#kidlitwomen

This post is part of celebrating Women’s History month with 31 days of posts focused on improving the climate for social and gender equality in the children’s and teens’ literature community. Join in the conversation on Twitter #kidlitwomen or on Facebook at https://www.facebook.com/kidlitwomen.

 

I recently read a New York Times article  https://www.nytimes.com/2018/03/19/us/twitter-mystery-photo.html about the search for the identity of the lone woman in a 1971 photograph of marine biologists. The young woman, who was African American and mostly obscured by the man standing in front of her, was the only one not named in the caption. It’s highly likely she’d have gone forever overlooked if Candace Jean Anderson, aiming to write a picture book about marine mammal protection, hadn’t come across the picture and wondered who she was.

Anderson turned to Twitter, where professional and amateur researchers alike joined the hunt, finally identifying and locating Sheila Minor Huff. Now 71 and a grandmother (not to mention a belly dancer), she holds a master’s degree and had a long, successful federal government career working on wildlife and environmental projects. The discovery drew cheers all around, but Ms. Huff just sort of shrugged. The Times reported:

“’It’s kind of like, no big deal,’ she said. ‘When I try to do good, when I try and add back to this wonderful earth that we have, when I try to protect it, does it matter that anybody knows my name?’”

Up till this point in the article, I’d been furious and outraged on Ms. Huff’s behalf. But here I paused. Because something in me was agreeing. A voice was saying, It’s true. If we do good work, if we know we’ve done good, important work that makes a difference in the world, why do we need others’ praise and recognition?

Sheila Huff and I are the same generation. As a white woman, I know our childhoods differed in deep, essential ways. To achieve what she did took a determination and courage I can’t begin to understand.  But when it comes to her thoughts on being recognized, I’ll risk saying: I think I know how she feels. Every woman of our generation heard a version of the same lesson. We were brought up to feel grateful for any good fortune, large and small. No matter how hard we worked, in school and our careers, no matter what success we experienced, pride was an unattractive, even dangerous, trait in us. Feel proud for your husband, feel proud for your children, but for yourself? Smile and say how lucky you are. Never blow your own horn, was the lesson we got with our corn flakes. Be humble.

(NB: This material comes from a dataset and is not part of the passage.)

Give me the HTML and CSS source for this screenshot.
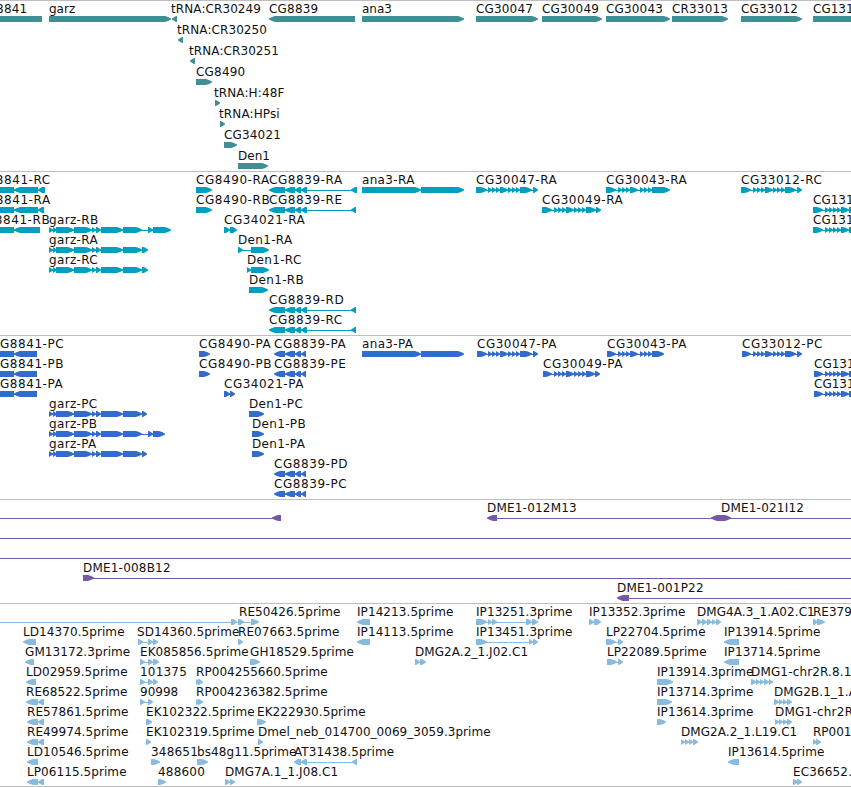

Be satisfied, was the real message.  And I have been. Enormously. Like Sheila Huff, I’ve had the satisfaction of doing meaningful work and believing that work will live on after me. Tending the earth and writing for children are both joyful, creative, life affirming acts.  Who—especially a woman brought up to think that humility was her cardinal virtue–wouldn’t feel grateful for the chance to spend her life the way she and I have?

And yet. Every day this month, I’ve read extraordinary posts by other writers at  https://www.facebook.com/kidlitwomen/  They’ve made me laugh and fume, sometimes nod and sometimes gasp–and over and over again they’ve pulled me up short, forcing me to stop and think. They’ve made me consider the empowering, you-are-a-star messages I repeatedly give my daughters, my granddaughter, the children I speak to in schools and libraries. How fervently I believe what I tell them! And yet, this month I’ve come to realize that, hard as I’ve tried to banish the old attitudes, they still lurk inside, waiting to pounce.

True humility springs from embracing our commonality. It’s nothing like self-deprecation, just as pride doesn’t imply arrogance, and wanting recognition isn’t greed. One of my favorite quotes from this month of posts came from Lita Judge who wrote, “Thinking we are lucky when we are accomplished steals our power.” It’s exactly the message I try to give others, so why do I still have trouble believing it’s true for me too? And here’s the most important question of all: if I don’t believe it, deep in my own bones, can I ever be a real agent for change?

We all deserve to be seen, to be heard, to be named. Sheila Minor Huff—we see you now, we know your name, and we thank you for your wonderful, generous work. As this month of posts draws to an end, I’m grateful, in the most positive sense of that word, to the fellow writers (men and women) who’ve shaken me up. They’ve called out to me, and I’m going to try to answer.

5 thoughts on “#kidlitwomen

  1. Jilanne Hoffmann

    Thank you for this. This was my mother’s attitude about her work with children with disabilities. Her kids remembered her. That’s all that mattered to her. So yes, we are not supposed to blow our own horns, but when that translates into lower pay, being passed over for jobs, or any other type of bias, women lose. Sometimes we get lucky and are satisfied, or convince ourselves that we are satisfied. Other times, we look back and wonder “what if”? I’d like for those “what ifs” to be fewer for women. And I do think it’s just important to be named, to be recognized, as you say, for your contribution to society. Thanks again for your thoughtful post!